Please stop whining.
Recently, there was a thread on Perlmonks which included the quote, “the dependency chain on Moose and MooseX is *long*.”
What is “long” here? Moose really doesn’t have that many dependencies. Also, conflating Moose with a bunch of Moose extensions is just weird.
Chris Prather then wrote a blog post explaining why Moose has each dependency. That was nice of him, but I’m not sure addressing the whiners like this is worthwhile. Moose’s dependencies need no justification. We Moose authors thought we needed them, so we used them. End of story.
I really don’t understand why people complain about dependencies. CPAN is what makes Perl great. It certainly isn’t the Perl 5 language itself, which is getting a bit long in the tooth. Without Moose, Catalyst, DateTime, DBIC, etc. how interesting would Perl 5 be compared to its numerous competitors? If you want a brilliant language where you can write everything from scratch, I suggest Haskell.

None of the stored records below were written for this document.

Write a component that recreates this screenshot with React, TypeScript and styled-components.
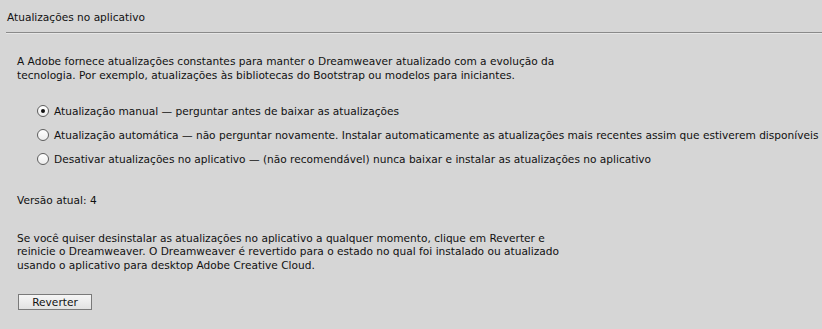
import React from "react";
import styled, { createGlobalStyle } from "styled-components";

const Global = createGlobalStyle`
  html, body { margin: 0; padding: 0; background: #d6d6d6; }
  body { font-family: "DejaVu Sans", "Liberation Sans", sans-serif; font-size: 10.6px; color: #111; }
`;

const Panel = styled.div`
  width: 822px;
  height: 329px;
  background: #d6d6d6;
  display: flex;
  flex-direction: column;
  overflow: hidden;
`;

const Title = styled.div`
  height: 32px;
  line-height: 14px;
  padding: 10px 0 0 7px;
  box-sizing: border-box;
`;

const Divider = styled.div`
  margin-left: 6px;
  height: 1px;
  background: #8a8a8a;
  border-bottom: 1px solid #e6e6e6;
`;

const Body = styled.div`
  padding: 0 0 0 17px;
  display: flex;
  flex-direction: column;
`;

const Para = styled.p<{ $top: number }>`
  margin: ${(p) => p.$top}px 0 0 0;
  line-height: 13.5px;
  white-space: nowrap;
`;

const Options = styled.div`
  display: flex;
  flex-direction: column;
  gap: 10px;
  margin: 22px 0 0 20px;
`;

const Option = styled.label`
  display: flex;
  align-items: center;
  gap: 5px;
  height: 14px;
  white-space: nowrap;
`;

const Radio = styled.span<{ $checked?: boolean }>`
  width: 10px;
  height: 10px;
  border-radius: 50%;
  border: 1px solid #5e5e5e;
  background: linear-gradient(#ffffff, #ececec);
  display: flex;
  align-items: center;
  justify-content: center;
  flex-shrink: 0;
  &::after {
    content: "";
    width: 4px;
    height: 4px;
    border-radius: 50%;
    background: ${(p) => (p.$checked ? "#111" : "transparent")};
  }
`;

const Button = styled.button`
  margin-top: 22px;
  width: 74px;
  height: 16px;
  padding: 0;
  font-family: inherit;
  font-size: 10.6px;
  color: #111;
  border: 1px solid #7a7a7a;
  background: linear-gradient(#f6f6f6, #e2e2e2);
  line-height: 14px;
  align-self: flex-start;
  margin-left: 1px;
`;

export default function App() {
  return (
    <Panel>
      <Global />
      <Title>Atualizações no aplicativo</Title>
      <Divider />
      <Body>
        <Para $top={21}>
          A Adobe fornece atualizações constantes para manter o Dreamweaver atualizado com a evolução da
          <br />
          tecnologia. Por exemplo, atualizações às bibliotecas do Bootstrap ou modelos para iniciantes.
        </Para>
        <Options>
          <Option>
            <Radio $checked />
            Atualização manual — perguntar antes de baixar as atualizações
          </Option>
          <Option>
            <Radio />
            Atualização automática — não perguntar novamente. Instalar automaticamente as atualizações mais recentes assim que estiverem disponíveis
          </Option>
          <Option>
            <Radio />
            Desativar atualizações no aplicativo — (não recomendável) nunca baixar e instalar as atualizações no aplicativo
          </Option>
        </Options>
        <Para $top={28}>Versão atual: 4</Para>
        <Para $top={24}>
          Se você quiser desinstalar as atualizações no aplicativo a qualquer momento, clique em Reverter e
          <br />
          reinicie o Dreamweaver. O Dreamweaver é revertido para o estado no qual foi instalado ou atualizado
          <br />
          usando o aplicativo para desktop Adobe Creative Cloud.
        </Para>
        <Button>Reverter</Button>
      </Body>
    </Panel>
  );
}
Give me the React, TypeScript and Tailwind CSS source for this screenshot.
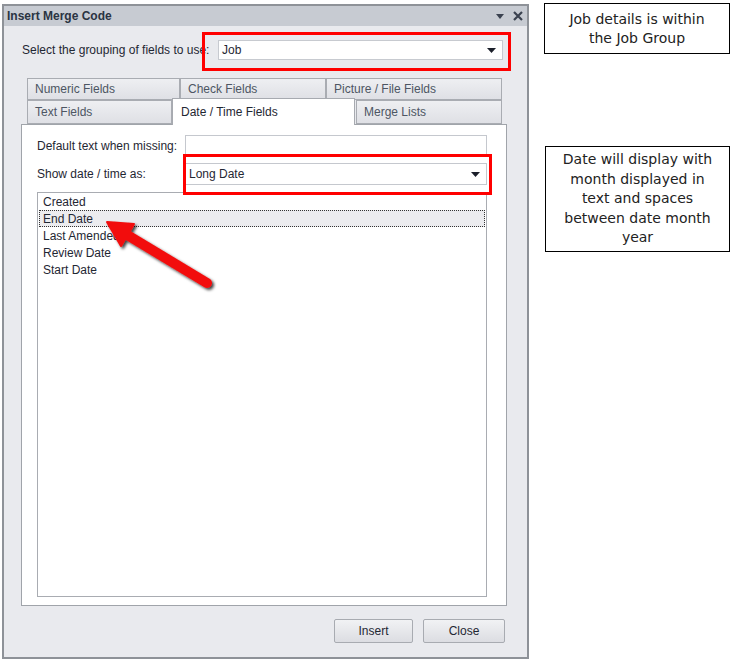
import React from 'react';

const ui = "font-['Liberation_Sans',Arial,sans-serif]";
const note = "font-['DejaVu_Sans',sans-serif]";

function Caret() {
  return (
    <svg width="9" height="5" viewBox="0 0 9 5" className="shrink-0">
      <path d="M0 0h9L4.5 5z" fill="#1b1f2a" />
    </svg>
  );
}

function Tab({ label, w, h = 'h-[22px]', active }: { label: string; w: string; h?: string; active?: boolean }) {
  if (active) {
    return (
      <div className={`${w} h-[27px] -mt-[2px] -mb-[1px] relative z-10 bg-white border border-b-0 border-[#a7aab0] flex items-center pl-[8px] text-[12px] text-[#1f2733]`}>
        {label}
      </div>
    );
  }
  return (
    <div className={`${w} ${h} bg-gradient-to-b from-[#eeeff2] to-[#dfe0e5] border border-[#a9acb2] flex items-center pl-[7px] text-[12px] text-[#4d5663]`}>
      {label}
    </div>
  );
}

function Arrow() {
  return (
    <svg className="absolute left-0 top-0 pointer-events-none" width="260" height="320">
      <defs>
        <filter id="sh" x="-20%" y="-20%" width="140%" height="140%">
          <feDropShadow dx="2" dy="2" stdDeviation="1.6" floodColor="#000" floodOpacity="0.75" />
        </filter>
      </defs>
      <g filter="url(#sh)">
        <line x1="207" y1="283" x2="124" y2="233" stroke="#f20f0f" strokeWidth="10" strokeLinecap="round" />
        <polygon points="107,222 134,224 121,246" fill="#f20f0f" stroke="#f20f0f" strokeWidth="2" strokeLinejoin="round" />
      </g>
    </svg>
  );
}

export default function App() {
  const items = ['Created', 'End Date', 'Last Amended', 'Review Date', 'Start Date'];

  return (
    <div className={`relative w-[736px] h-[660px] bg-white flex ${ui}`}>
      {/* dialog */}
      <div className="ml-[2px] mt-[4px] w-[527px] h-[655px] border-2 border-[#8e9298] bg-[#e9eaee] flex flex-col">
        <div className="h-[20px] bg-[#c7cbd2] flex items-center justify-between pl-[3px] pr-[4px]">
          <span className="text-[12px] font-bold text-[#2a3442]">Insert Merge Code</span>
          <div className="flex items-center gap-[9px]">
            <svg width="8" height="5" viewBox="0 0 8 5"><path d="M0 0h8L4 5z" fill="#3b4250" /></svg>
            <svg width="10" height="10" viewBox="0 0 10 10">
              <path d="M1 1l8 8M9 1l-8 8" stroke="#3b4250" strokeWidth="2.2" />
            </svg>
          </div>
        </div>

        {/* grouping row */}
        <div className="mt-[14px] ml-[18px] flex items-center">
          <span className="w-[196px] text-[12px] text-[#1f2733]">Select the grouping of fields to use:</span>
          <div className="w-[285px] h-[20px] bg-white border border-[#c7cad0] flex items-center justify-between pl-[3px] pr-[6px] text-[12px] text-[#1f2733]">
            Job
            <Caret />
          </div>
        </div>

        {/* tabs */}
        <div className="mt-[18px] ml-[23px] w-[475px] flex flex-col">
          <div className="flex">
            <Tab label="Numeric Fields" w="w-[153px]" />
            <Tab label="Check Fields" w="w-[146px]" />
            <Tab label="Picture / File Fields" w="w-[176px]" />
          </div>
          <div className="flex items-end">
            <Tab label="Text Fields" w="w-[145px]" h="h-[24px]" />
            <Tab label="Date / Time Fields" w="w-[183px]" active />
            <div className="ml-[1px]">
              <Tab label="Merge Lists" w="w-[146px]" h="h-[24px]" />
            </div>
          </div>
        </div>

        {/* panel */}
        <div className="ml-[17px] w-[486px] h-[482px] bg-white border border-[#a0a4aa] flex flex-col pl-[15px]">
          <div className="mt-[10px] flex items-center">
            <span className="w-[148px] text-[12px] text-[#1f2733]">Default text when missing:</span>
            <div className="w-[302px] h-[22px] border border-[#c5c8ce] bg-white" />
          </div>
          <div className="mt-[6px] flex items-center">
            <span className="w-[148px] text-[12px] text-[#1f2733]">Show date / time as:</span>
            <div className="w-[302px] h-[22px] border border-[#c5c8ce] bg-white flex items-center justify-between pl-[3px] pr-[6px] text-[12px] text-[#1f2733]">
              Long Date
              <Caret />
            </div>
          </div>
          <div className="mt-[7px] w-[450px] h-[405px] border border-[#a9acb2] bg-white flex flex-col px-[1px]">
            {items.map(it => (
              <div
                key={it}
                className={`h-[17px] flex items-center pl-[3px] text-[12px] text-[#1f2733] ${
                  it === 'End Date' ? 'bg-[#ececef] border border-dotted border-[#333]' : 'border border-transparent'
                }`}
              >
                {it}
              </div>
            ))}
          </div>
        </div>

        {/* buttons */}
        <div className="mt-[13px] ml-[330px] flex gap-[10px]">
          <button className="w-[79px] h-[24px] rounded-[2px] border border-[#a8abb1] bg-gradient-to-b from-[#f1f2f4] to-[#dcdde2] text-[12px] text-[#1f2733]">
            Insert
          </button>
          <button className="w-[82px] h-[24px] rounded-[2px] border border-[#a8abb1] bg-gradient-to-b from-[#f1f2f4] to-[#dcdde2] text-[12px] text-[#1f2733]">
            Close
          </button>
        </div>
      </div>

      {/* annotations */}
      <div className={`ml-[15px] flex flex-col ${note}`}>
        <div className="mt-[3px] w-[186px] h-[51px] border border-black flex flex-col items-center justify-center text-[14px] leading-[19px] text-[#222]">
          <span>Job details is within</span>
          <span>the Job Group</span>
        </div>
        <div className="mt-[92px] ml-[1px] w-[185px] h-[106px] border border-black flex flex-col items-center justify-center text-[14px] leading-[19.5px] text-[#222] text-center">
          <span>Date will display with</span>
          <span>month displayed in</span>
          <span>text and spaces</span>
          <span>between date month</span>
          <span>year</span>
        </div>
      </div>

      {/* highlights */}
      <div className="absolute left-[202px] top-[32px] w-[309px] h-[39px] border-[3px] border-[#ff0000] pointer-events-none" />
      <div className="absolute left-[183px] top-[154px] w-[309px] h-[41px] border-[3px] border-[#ff0000] pointer-events-none" />
      <Arrow />
    </div>
  );
}
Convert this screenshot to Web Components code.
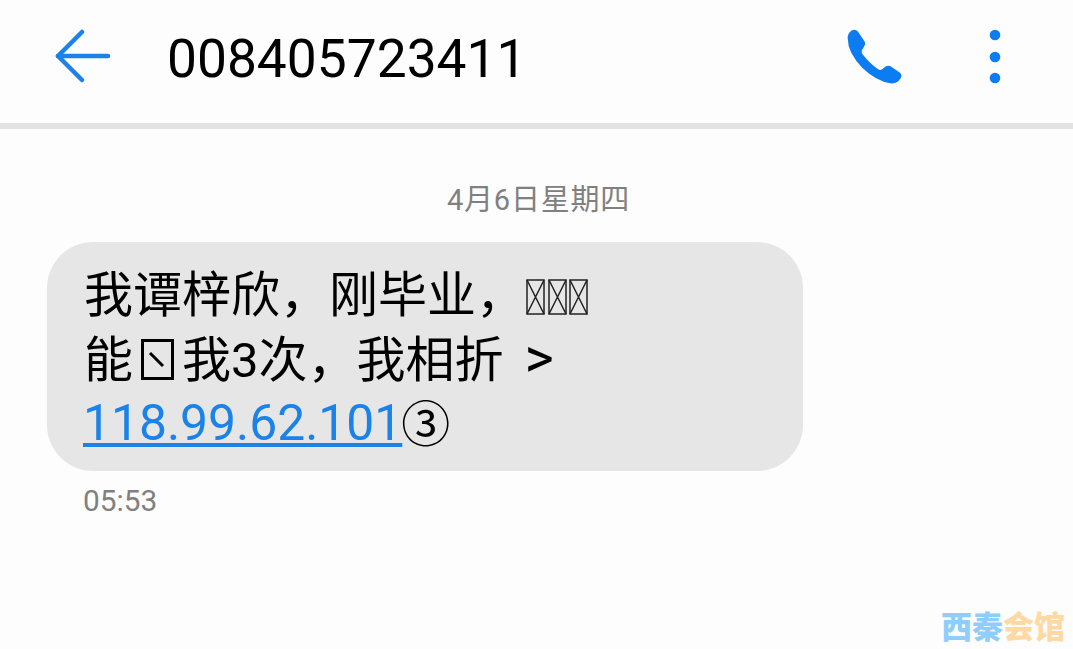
<!DOCTYPE html>
<html lang="zh-CN">
<head>
<meta charset="utf-8">
<title>SMS</title>
<style>
  html, body { margin: 0; height: 100%; background: #fdfdfd; }
  body { overflow: hidden; font-family: Roboto, "Noto Sans CJK SC", sans-serif; }
</style>
</head>
<body>
<sms-thread>
  <sms-header number="008405723411"></sms-header>
  <sms-date>4月6日星期四</sms-date>
  <sms-bubble>
    我谭梓欣，刚毕业，<sms-tofu></sms-tofu><sms-tofu></sms-tofu><sms-tofu></sms-tofu><br>
    能<sms-tofu wide></sms-tofu>我3次，我相折<span>&gt;</span><br>
    <a>118.99.62.101</a>③
  </sms-bubble>
  <sms-time>05:53</sms-time>
  <sms-mark></sms-mark>
</sms-thread>

<script>
class SmsThread extends HTMLElement {
    constructor() {
        super();
        this.attachShadow({ mode: 'open' });
        this.shadowRoot.innerHTML = `
      <style>
        :host {
          display: flex;
          flex-direction: column;
          position: relative;
          width: 1073px;
          height: 649px;
          background: #fdfdfd;
        }
      </style>
      <slot></slot>
    `;
    }
}

class SmsHeader extends HTMLElement {
    constructor() {
        super();
        this.attachShadow({ mode: 'open' });
    }

    connectedCallback() {
        const number = this.getAttribute('number') || '';
        this.shadowRoot.innerHTML = `
      <style>
        :host {
          display: flex;
          align-items: center;
          height: 123px;
          border-bottom: 6px solid #e2e2e2;
          padding-left: 55px;
          flex: none;
        }
        .back { width: 58px; height: 58px; margin-right: 54px; flex: none; margin-top: -9px; }
        .title {
          flex: 1;
          font: 400 53.300px/1 Roboto, sans-serif;
          color: #000;
          margin-top: -3px;
        }
        .call { width: 57px; height: 57px; flex: none; margin-top: -11px; margin-right: 86px; }
        .more { width: 12px; height: 58px; flex: none; margin-right: 72px; margin-top: -8px; }
      </style>
      <svg class="back" viewBox="0 0 58 58" fill="none" stroke="#1a82e8" stroke-width="4.500" stroke-linecap="round" stroke-linejoin="round">
        <path d="M27 4 L3 28 L27 52"/>
        <path d="M3 28 H53"/>
      </svg>
      <div class="title">${number}</div>
      <svg class="call" viewBox="80 55 170 170" fill="#0b7cf2">
        <path d="M98 62 Q108 57 116 66 L136 96 Q140 103 134 110 L127 122 Q126 128 130 134 Q152 162 176 178 Q182 182 188 178 L198 170 Q205 165 213 169 L240 188 Q249 195 243 205 L236 214 Q228 222 212 220 Q170 213 130 175 Q85 130 85 85 Q85 70 98 62 Z"/>
      </svg>
      <svg class="more" viewBox="0 0 12 58" fill="#0b7cf2">
        <circle cx="6" cy="6" r="5.300"/>
        <circle cx="6" cy="28" r="5.300"/>
        <circle cx="6" cy="49" r="5.300"/>
      </svg>
    `;
    }
}

class SmsDate extends HTMLElement {
    constructor() {
        super();
        this.attachShadow({ mode: 'open' });
        this.shadowRoot.innerHTML = `
      <style>
        :host {
          display: block;
          text-align: center;
          margin-top: 51px;
          padding-left: 4px;
          height: 40px;
          font: 400 29px/40px Roboto, "Noto Sans CJK SC", sans-serif;
          letter-spacing: 0.800px;
          color: #808080;
        }
      </style>
      <slot></slot>
    `;
    }
}

class SmsBubble extends HTMLElement {
    constructor() {
        super();
        this.attachShadow({ mode: 'open' });
        this.shadowRoot.innerHTML = `
      <style>
        :host {
          display: block;
          box-sizing: border-box;
          width: 756px;
          height: 229px;
          margin: 22px 0 0 47px;
          padding: 21px 0 0 37px;
          border-radius: 46px;
          background: #e6e6e6;
          color: #000;
          font: 400 49px/65px Roboto, "Noto Sans CJK SC", sans-serif;
          white-space: nowrap;
        }
        ::slotted(a) {
          font-size: 49.800px;
          line-height: 50px;
          margin-left: -1px;
          margin-right: -1px;
          vertical-align: 2px;
          color: #1a82e8;
          text-decoration: underline;
          text-decoration-thickness: 4px;
          text-underline-offset: 3px;
        }
        ::slotted(span) {
          font-size: 56px;
          line-height: 50px;
          margin-left: 21px;
        }
      </style>
      <slot></slot>
    `;
    }
}

// the little boxes the phone draws for characters it has no font for
class SmsTofu extends HTMLElement {
    constructor() {
        super();
        this.attachShadow({ mode: 'open' });
    }

    connectedCallback() {
        const wide = this.hasAttribute('wide');
        this.shadowRoot.innerHTML = wide ? `
      <style>
        :host { display: inline-block; width: 49px; height: 42px; vertical-align: -4px; }
        svg { display: block; }
      </style>
      <svg width="49" height="42" viewBox="0 0 49 42" fill="none" stroke="#000" stroke-width="3">
        <rect x="9.500" y="1.500" width="30" height="38"/>
        <path d="M17 14 L30 27"/>
      </svg>
    ` : `
      <style>
        :host { display: inline-block; width: 21px; height: 36px; vertical-align: -3px; margin-right: 0.500px; }
        svg { display: block; }
      </style>
      <svg width="21" height="36" viewBox="0 0 21 36" fill="none" stroke="#222" stroke-width="1.500">
        <rect x="2" y="1" width="17" height="34"/>
        <path d="M2 1 L19 35 M19 1 L2 35"/>
      </svg>
    `;
    }
}

class SmsTime extends HTMLElement {
    constructor() {
        super();
        this.attachShadow({ mode: 'open' });
        this.shadowRoot.innerHTML = `
      <style>
        :host {
          display: block;
          margin: 13px 0 0 83px;
          font: 400 29.800px/34px Roboto, sans-serif;
          color: #808080;
        }
      </style>
      <slot></slot>
    `;
    }
}

class SmsMark extends HTMLElement {
    constructor() {
        super();
        this.attachShadow({ mode: 'open' });
        this.shadowRoot.innerHTML = `
      <style>
        :host {
          position: absolute;
          right: 8px;
          bottom: 6px;
          font: 900 31px/36px "Noto Sans CJK SC", sans-serif;
          white-space: nowrap;
        }
        .a { color: #8fcdfb; }
        .b { color: #ffd9a3; }
      </style>
      <span class="a">西秦</span><span class="b">会馆</span>
    `;
    }
}

customElements.define('sms-thread', SmsThread);
customElements.define('sms-header', SmsHeader);
customElements.define('sms-date', SmsDate);
customElements.define('sms-bubble', SmsBubble);
customElements.define('sms-tofu', SmsTofu);
customElements.define('sms-time', SmsTime);
customElements.define('sms-mark', SmsMark);
</script>
</body>
</html>
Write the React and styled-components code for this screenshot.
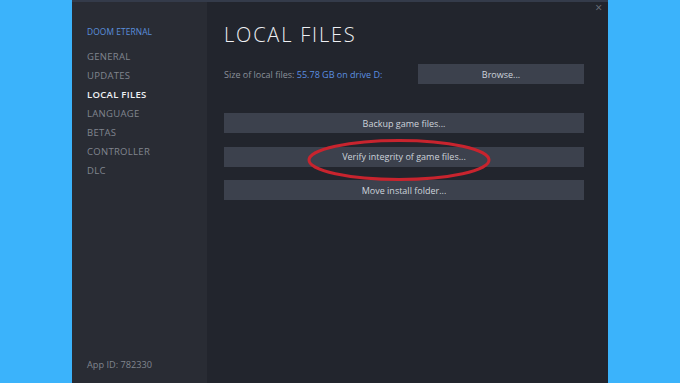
import React from "react";
import styled, { createGlobalStyle } from "styled-components";

const Global = createGlobalStyle`
  html, body { margin: 0; padding: 0; background: #3bb3fb; }
  body { font-family: "Open Sans", "Noto Sans", sans-serif; }
`;

const Stage = styled.div`
  width: 680px;
  height: 383px;
  display: flex;
  justify-content: flex-start;
  padding-left: 72px;
  box-sizing: border-box;
  overflow: hidden;
`;

const Dialog = styled.div`
  width: 536px;
  height: 383px;
  display: flex;
  background: #22252d;
  border-top: 2px solid #343b4a;
  box-sizing: border-box;
  position: relative;
`;

const Sidebar = styled.nav`
  width: 135px;
  background: #292c34;
  display: flex;
  flex-direction: column;
  padding: 24px 0 11px 15px;
  box-sizing: border-box;
`;

const GameTitle = styled.div`
  font-size: 8.4px;
  color: #5b8fdc;
  letter-spacing: 0.1px;
  line-height: 12px;
  margin-bottom: 9px;
`;

const NavItem = styled.div`
  font-size: 9.5px;
  line-height: 19px;
  letter-spacing: 0.3px;
  color: ${p => (p.$active ? "#f0f2f5" : "#80858f")};
  font-weight: ${p => (p.$active ? 600 : 400)};
`;

const AppId = styled.div`
  margin-top: auto;
  font-size: 9.2px;
  color: #80858f;
  line-height: 14px;
`;

const Main = styled.main`
  flex: 1;
  padding: 20px 24px 0 17px;
  display: flex;
  flex-direction: column;
  position: relative;
`;

const Heading = styled.h1`
  margin: 0;
  font-size: 20px;
  font-weight: 300;
  letter-spacing: 1.8px;
  color: #eef0f3;
  line-height: 26px;
`;

const SizeRow = styled.div`
  display: flex;
  align-items: center;
  justify-content: space-between;
  margin-top: 16px;
`;

const SizeText = styled.div`
  font-size: 9px;
  color: #8a909a;
`;

const SizeValue = styled.span`
  color: #5b8fe0;
`;

const Button = styled.div`
  height: 20px;
  width: ${p => p.$w || "auto"};
  background: #3c414d;
  color: #cdd3db;
  font-size: 9px;
  display: flex;
  align-items: center;
  justify-content: center;
  box-sizing: border-box;
`;

const ButtonStack = styled.div`
  display: flex;
  flex-direction: column;
  gap: 13.5px;
  margin-top: 29px;
`;

const Close = styled.div`
  position: absolute;
  right: 6px;
  top: 0px;
  color: #6f747d;
  font-size: 12px;
  line-height: 12px;
`;

const Annotation = styled.svg`
  position: absolute;
  left: 98px;
  top: 135px;
  pointer-events: none;
`;

export default function App() {
  const nav = ["GENERAL", "UPDATES", "LOCAL FILES", "LANGUAGE", "BETAS", "CONTROLLER", "DLC"];
  return (
    <>
      <Global />
      <Stage>
        <Dialog>
          <Sidebar>
            <GameTitle>DOOM ETERNAL</GameTitle>
            {nav.map(n => (
              <NavItem key={n} $active={n === "LOCAL FILES"}>{n}</NavItem>
            ))}
            <AppId>App ID: 782330</AppId>
          </Sidebar>
          <Main>
            <Heading>LOCAL FILES</Heading>
            <SizeRow>
              <SizeText>
                Size of local files: <SizeValue>55.78 GB on drive D:</SizeValue>
              </SizeText>
              <Button $w="166px">Browse...</Button>
            </SizeRow>
            <ButtonStack>
              <Button>Backup game files...</Button>
              <Button>Verify integrity of game files...</Button>
              <Button>Move install folder...</Button>
            </ButtonStack>
            <Annotation width="188" height="46" viewBox="0 0 188 46">
              <ellipse cx="94" cy="23" rx="90" ry="19.5" fill="none" stroke="#c8242e" strokeWidth="3" />
            </Annotation>
          </Main>
          <Close>×</Close>
        </Dialog>
      </Stage>
    </>
  );
}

If you’re going to use Perl, you need to figure out how you will handle dependencies for your applications. There are a lot of options for managing them, including:
- Writing everything from scratch instead.
- Copying modules wholesale into your source tree.
- Copying tarballs into your source tree, and installing them as part of your build process.
- Using/making packages for your system of each dependency.
- Maintaining a local CPAN and installing from it.
- Installing things from CPAN directly and hoping nothing breaks.
- Some combination of the above.
These are all possible solutions (though the first is for idiots). Whining to module authors that they have “too many” dependencies is not a solution.
As an aside, at what point would the whiners stop whining? If Moose had half as many deps, would the whining end? I doubt it.
I will offer one sop to the whiners. If you as a module author are depending on a module, I hope you’re willing to help maintain that dependency. That means passing on bug reports (people will report a dependency’s bugs to you), writing patches, and generally helping keep your dependency chain installable.